As shown in FIG. 2, the tread portion 2 of the tire 1 of the present disclosure has a directional pattern bound with an intended tire rotational direction (R). The tire rotational direction (R) is indicated by letters or symbols on the sidewall portion 3 (shown in FIG. 1), for example. However, the present disclosure is not limited to such a manner.

The tread portion 2 includes a first tread edge T1, a second tread edge T2, a tread development width (TWe) from the first tread edge T1 to the second tread edge T2, and the tire equator (C). The first tread edge T1 and the second tread edge T2 each mean the axially outer edges of the ground contacting surfaces of the blocks 5 included in the axially outermost block row among the blocks 5 arranged in the tread portion 2 in a respective axial half of the tire.

The tread development width (TWe) corresponds to the distance in the tire axial direction from the first tread edge T1 to the second tread edge T2 when the tread portion 2 is developed on a plane. The tire equator (C) is a virtual line extending parallel to the tire circumferential direction on the axial center position of the tread portion.

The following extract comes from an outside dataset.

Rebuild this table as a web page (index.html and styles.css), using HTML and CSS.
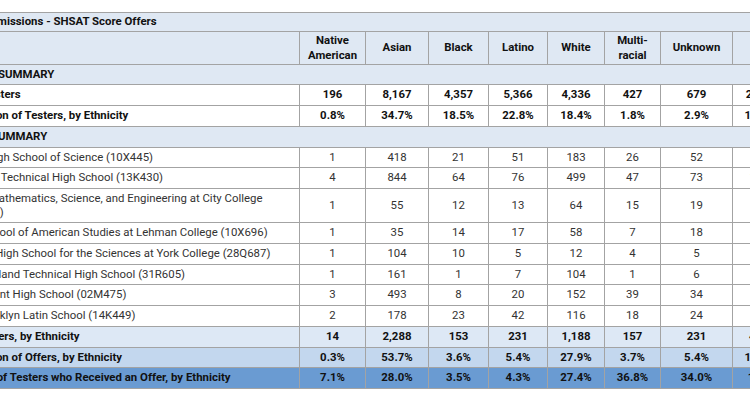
FILE: index.html
```html
<!DOCTYPE html>
<html>
<head>
<meta charset="utf-8">
<link rel="stylesheet" href="styles.css">
</head>
<body>
<div class="wrap">
<table class="shsat">
  <colgroup>
    <col class="c-label"><col class="c-na"><col class="c-asian"><col class="c-black"><col class="c-latino"><col class="c-white"><col class="c-multi"><col class="c-unknown"><col class="c-total">
  </colgroup>
  <tr class="title"><td colspan="9">2021 Admissions - SHSAT Score Offers</td></tr>
  <tr class="head">
    <th></th><th>Native<br>American</th><th>Asian</th><th>Black</th><th>Latino</th><th>White</th><th>Multi-<br>racial</th><th>Unknown</th><th>Total</th>
  </tr>
  <tr class="section"><td colspan="9">TESTER SUMMARY</td></tr>
  <tr class="bold"><td class="lbl">Total Testers</td><td>196</td><td>8,167</td><td>4,357</td><td>5,366</td><td>4,336</td><td>427</td><td>679</td><td>23,528</td></tr>
  <tr class="bold"><td class="lbl">Proportion of Testers, by Ethnicity</td><td>0.8%</td><td>34.7%</td><td>18.5%</td><td>22.8%</td><td>18.4%</td><td>1.8%</td><td>2.9%</td><td>100.0%</td></tr>
  <tr class="section"><td colspan="9">OFFER SUMMARY</td></tr>
  <tr><td class="lbl">Bronx High School of Science (10X445)</td><td>1</td><td>418</td><td>21</td><td>51</td><td>183</td><td>26</td><td>52</td><td>752</td></tr>
  <tr><td class="lbl">Brooklyn Technical High School (13K430)</td><td>4</td><td>844</td><td>64</td><td>76</td><td>499</td><td>47</td><td>73</td><td>1,607</td></tr>
  <tr><td class="lbl">HS for Mathematics, Science, and Engineering at City College (05M692)</td><td>1</td><td>55</td><td>12</td><td>13</td><td>64</td><td>15</td><td>19</td><td>179</td></tr>
  <tr><td class="lbl">High School of American Studies at Lehman College (10X696)</td><td>1</td><td>35</td><td>14</td><td>17</td><td>58</td><td>7</td><td>18</td><td>150</td></tr>
  <tr><td class="lbl">Queens High School for the Sciences at York College (28Q687)</td><td>1</td><td>104</td><td>10</td><td>5</td><td>12</td><td>4</td><td>5</td><td>141</td></tr>
  <tr><td class="lbl">Staten Island Technical High School (31R605)</td><td>1</td><td>161</td><td>1</td><td>7</td><td>104</td><td>1</td><td>6</td><td>281</td></tr>
  <tr><td class="lbl">Stuyvesant High School (02M475)</td><td>3</td><td>493</td><td>8</td><td>20</td><td>152</td><td>39</td><td>34</td><td>749</td></tr>
  <tr><td class="lbl">The Brooklyn Latin School (14K449)</td><td>2</td><td>178</td><td>23</td><td>42</td><td>116</td><td>18</td><td>24</td><td>403</td></tr>
  <tr class="bold t1"><td class="lbl">Total Offers, by Ethnicity</td><td>14</td><td>2,288</td><td>153</td><td>231</td><td>1,188</td><td>157</td><td>231</td><td>4,262</td></tr>
  <tr class="bold t2"><td class="lbl">Proportion of Offers, by Ethnicity</td><td>0.3%</td><td>53.7%</td><td>3.6%</td><td>5.4%</td><td>27.9%</td><td>3.7%</td><td>5.4%</td><td>100.0%</td></tr>
  <tr class="bold t3"><td class="lbl">Percent of Testers who Received an Offer, by Ethnicity</td><td>7.1%</td><td>28.0%</td><td>3.5%</td><td>4.3%</td><td>27.4%</td><td>36.8%</td><td>34.0%</td><td>18.1%</td></tr>
</table>
</div>
</body>
</html>
```
FILE: styles.css
```css
html, body {
  margin: 0;
  padding: 0;
  background: #ffffff;
  overflow: hidden;
}
.wrap {
  width: 750px;
  height: 410px;
  overflow: hidden;
  padding-top: 12px;
  box-sizing: border-box;
}
.shsat {
  margin-left: -51px;
  border-collapse: collapse;
  table-layout: fixed;
  width: 845px;
  font-family: Roboto, "Liberation Sans", Arial, sans-serif;
  font-size: 11.4px;
  color: #333;
}
.c-label { width: 350px; }
.c-na { width: 66px; }
.c-asian { width: 63px; }
.c-black { width: 60px; }
.c-latino { width: 59px; }
.c-white { width: 57px; }
.c-multi { width: 56px; }
.c-unknown { width: 72px; }
.c-total { width: 62px; }
.shsat td, .shsat th {
  border: 1px solid #a3a3a3;
  padding: 3px 4px;
  line-height: 13.7px;
  text-align: center;
}
.shsat .lbl { text-align: left; }
.title td {
  background: #dfe8f3;
  font-weight: bold;
  color: #111;
  text-align: left;
  padding: 2px 4px;
}
.head th {
  background: #dfe8f3;
  color: #111;
  font-weight: bold;
  line-height: 15px;
  padding: 1px 4px;
}
.section td {
  background: #dfe8f3;
  font-weight: bold;
  color: #111;
  text-align: left;
}
.bold td {
  font-weight: bold;
  color: #111;
}
.t1 td { background: #dde8f5; }
.t2 td { background: #c3d7ee; }
.t3 td { background: #6a9bd2; }
```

Tread portion 2 includes a crown region 6 and side regions 7. The crown region 6 has a width (Wc) of 20% of the tread development width (TWe) centered on the tire equator (C). The side regions 7 are the regions located on both axially outer sides, one on each side, of the crown region 6. That is, the two side regions 7 are arranged so as to sandwich the crown region 6. In FIG. 2, boundaries 8 between the crown region 6 and the side regions 7 are indicated by a double-dashed line.

The tread portion 2 includes a plurality of crown blocks 10 provided in the crown region 6 and a plurality of outer blocks 20 provided in the side regions 7. In the present embodiment, in the development view of the tread portion 2, the blocks 5 having the ground contacting surfaces with the boundaries 8 between the crown region 6 and the side regions 7 passing through correspond to the crown blocks 10. In other words, each of the outer blocks 20 has the entire ground contacting surface located axially outside a respective one of the boundaries 8. It should be noted that the ground contacting surface of the block means the area of the outer surface of the block that extends along the virtual tread bottom surface 4 passing through the root of the block, and more specifically, the area where the angle with respect to the tread bottom surface 4 is 30 degrees or less.

The outer blocks 20 include a plurality of shoulder blocks 40 including the first tread edge T1 or the second tread edge T2 and a plurality of middle blocks 30 arranged between the shoulder blocks 40 and the crown region 6 in each axial half of the tread portion 2. FIG. 3 is an end view taken along B-B line of FIG. 2, showing a cross-sectional view of one of the shoulder blocks 40.

Further, FIG. 4 is an end view taken along C-C line of FIG. 2, showing a cross-sectional view of one of the middle blocks 30.

It should be noted that in the figures of the present specification showing an enlarged cross-section of the block, the curvature components in the ground contacting surface of the actual block are excluded as appropriate from the viewpoint of making the characteristics of the block easier to understand.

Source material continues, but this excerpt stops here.